[Part of a data file]
_ _ _ _ _ _ _

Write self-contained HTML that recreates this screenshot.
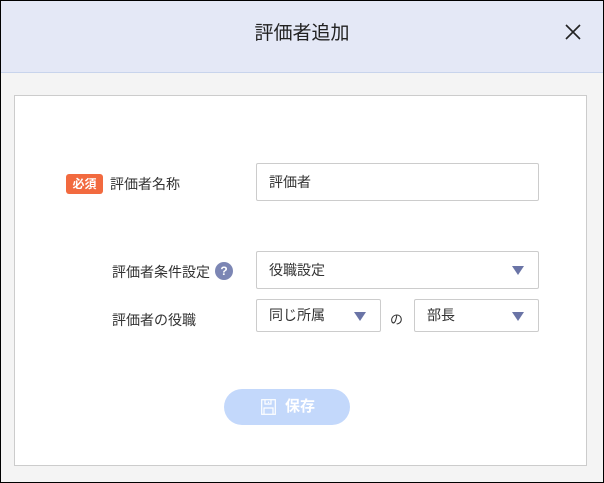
<!DOCTYPE html>
<html><head><meta charset="utf-8"><style>
*{box-sizing:border-box;margin:0;padding:0}
body{width:604px;height:483px;overflow:hidden;font-family:"Liberation Sans","Noto Sans CJK JP",sans-serif;color:#333;background:#000}
.frame{position:absolute;left:1px;top:1px;width:602px;height:481px;background:#f4f4f4}
.hd{position:absolute;left:0;top:0;width:602px;height:72px;background:#e4e8f6;border-bottom:1px solid #c8d4ec}
.ttl{position:absolute;left:0;width:602px;top:20px;text-align:center;font-size:19px;color:#222;line-height:26px}
.panel{position:absolute;left:13px;top:94px;width:573px;height:371px;background:#fff;border:1px solid #ccc}
.lbl{position:absolute;font-size:14px;color:#333;line-height:20px}
.req{position:absolute;left:65px;top:173px;width:37px;height:20px;background:#f26a3f;border-radius:3px;color:#fff;font-size:12px;font-weight:bold;text-align:center;line-height:20px}
.box{position:absolute;border:1px solid #ccc;border-radius:2px;background:#fff;font-size:14px;padding-left:12px;color:#333}
.tri{position:absolute;right:14px;top:50%;margin-top:-4px;width:0;height:0;border-left:6px solid transparent;border-right:6px solid transparent;border-top:9px solid #6a74a6}
.q{position:absolute;left:214px;top:261px;width:18px;height:18px;border-radius:50%;background:#7c86b4;color:#fff;font-size:12px;font-weight:bold;text-align:center;line-height:18px}
.btn{position:absolute;left:223px;top:388px;width:126px;height:36px;border-radius:18px;background:#c3d8fb;color:#fff;font-size:15px;font-weight:bold;line-height:36px}
</style></head><body><div class="frame">
<div class="hd"><div class="ttl">評価者追加</div>
<svg style="position:absolute;left:563px;top:22px" width="18" height="18" viewBox="0 0 18 18"><path d="M2 2L16 16M16 2L2 16" stroke="#222" stroke-width="1.6"/></svg></div>
<div class="panel"></div>
<div class="req">必須</div>
<div class="lbl" style="left:109px;top:173px">評価者名称</div>
<div class="box" style="left:255px;top:162px;width:283px;height:38px;line-height:36px">評価者</div>
<div class="lbl" style="left:111px;top:261px">評価者条件設定</div>
<div class="q">?</div>
<div class="box" style="left:255px;top:250px;width:283px;height:38px;line-height:36px">役職設定<div class="tri"></div></div>
<div class="lbl" style="left:111px;top:309px">評価者の役職</div>
<div class="box" style="left:255px;top:298px;width:125px;height:33px;line-height:31px">同じ所属<div class="tri"></div></div>
<div class="lbl" style="left:389px;top:309px;font-size:13px">の</div>
<div class="box" style="left:413px;top:298px;width:125px;height:33px;line-height:31px">部長<div class="tri"></div></div>
<div class="btn"><svg style="position:absolute;left:37px;top:10px" width="15" height="16" viewBox="0 0 15 16"><rect x="0.7" y="0.7" width="13.6" height="14.6" fill="none" stroke="#fff" stroke-width="1.2"/><path d="M4 1v4h6V1M3 15V9h9v6M7.5 2.5v1.5" fill="none" stroke="#fff" stroke-width="1.2"/></svg><span style="position:absolute;left:61px">保存</span></div>
</div></body></html>
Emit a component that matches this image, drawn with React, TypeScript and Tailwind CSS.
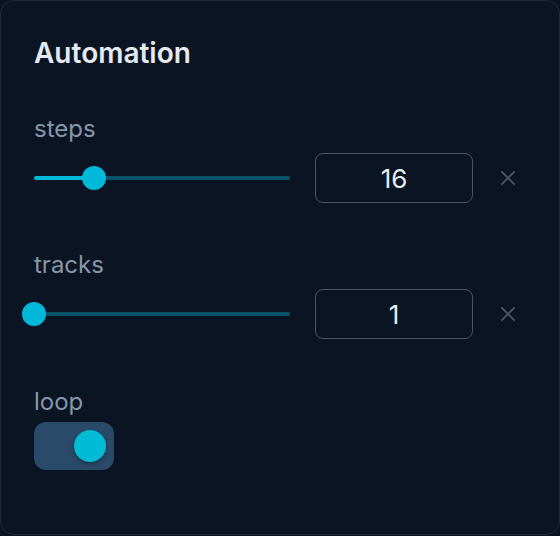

_ _ _ _ _ _ _

**Exercise prompt:** Reproduce the entries above word for word. Pictures stay out.

**Answer to the problem:**
Write self-contained HTML that recreates this screenshot.
<!DOCTYPE html>
<html><head><meta charset="utf-8"><style>
*{box-sizing:border-box;margin:0;padding:0}
body{width:604px;height:483px;overflow:hidden;font-family:"Liberation Sans","Noto Sans CJK JP",sans-serif;color:#333;background:#000}
.frame{position:absolute;left:1px;top:1px;width:602px;height:481px;background:#f4f4f4}
.hd{position:absolute;left:0;top:0;width:602px;height:72px;background:#e4e8f6;border-bottom:1px solid #c8d4ec}
.ttl{position:absolute;left:0;width:602px;top:20px;text-align:center;font-size:19px;color:#222;line-height:26px}
.panel{position:absolute;left:13px;top:94px;width:573px;height:371px;background:#fff;border:1px solid #ccc}
.lbl{position:absolute;font-size:14px;color:#333;line-height:20px}
.req{position:absolute;left:65px;top:173px;width:37px;height:20px;background:#f26a3f;border-radius:3px;color:#fff;font-size:12px;font-weight:bold;text-align:center;line-height:20px}
.box{position:absolute;border:1px solid #ccc;border-radius:2px;background:#fff;font-size:14px;padding-left:12px;color:#333}
.tri{position:absolute;right:14px;top:50%;margin-top:-4px;width:0;height:0;border-left:6px solid transparent;border-right:6px solid transparent;border-top:9px solid #6a74a6}
.q{position:absolute;left:214px;top:261px;width:18px;height:18px;border-radius:50%;background:#7c86b4;color:#fff;font-size:12px;font-weight:bold;text-align:center;line-height:18px}
.btn{position:absolute;left:223px;top:388px;width:126px;height:36px;border-radius:18px;background:#c3d8fb;color:#fff;font-size:15px;font-weight:bold;line-height:36px}
</style></head><body><div class="frame">
<div class="hd"><div class="ttl">評価者追加</div>
<svg style="position:absolute;left:563px;top:22px" width="18" height="18" viewBox="0 0 18 18"><path d="M2 2L16 16M16 2L2 16" stroke="#222" stroke-width="1.6"/></svg></div>
<div class="panel"></div>
<div class="req">必須</div>
<div class="lbl" style="left:109px;top:173px">評価者名称</div>
<div class="box" style="left:255px;top:162px;width:283px;height:38px;line-height:36px">評価者</div>
<div class="lbl" style="left:111px;top:261px">評価者条件設定</div>
<div class="q">?</div>
<div class="box" style="left:255px;top:250px;width:283px;height:38px;line-height:36px">役職設定<div class="tri"></div></div>
<div class="lbl" style="left:111px;top:309px">評価者の役職</div>
<div class="box" style="left:255px;top:298px;width:125px;height:33px;line-height:31px">同じ所属<div class="tri"></div></div>
<div class="lbl" style="left:389px;top:309px;font-size:13px">の</div>
<div class="box" style="left:413px;top:298px;width:125px;height:33px;line-height:31px">部長<div class="tri"></div></div>
<div class="btn"><svg style="position:absolute;left:37px;top:10px" width="15" height="16" viewBox="0 0 15 16"><rect x="0.7" y="0.7" width="13.6" height="14.6" fill="none" stroke="#fff" stroke-width="1.2"/><path d="M4 1v4h6V1M3 15V9h9v6M7.5 2.5v1.5" fill="none" stroke="#fff" stroke-width="1.2"/></svg><span style="position:absolute;left:61px">保存</span></div>
</div></body></html>
Emit a component that matches this image, drawn with React, TypeScript and Tailwind CSS.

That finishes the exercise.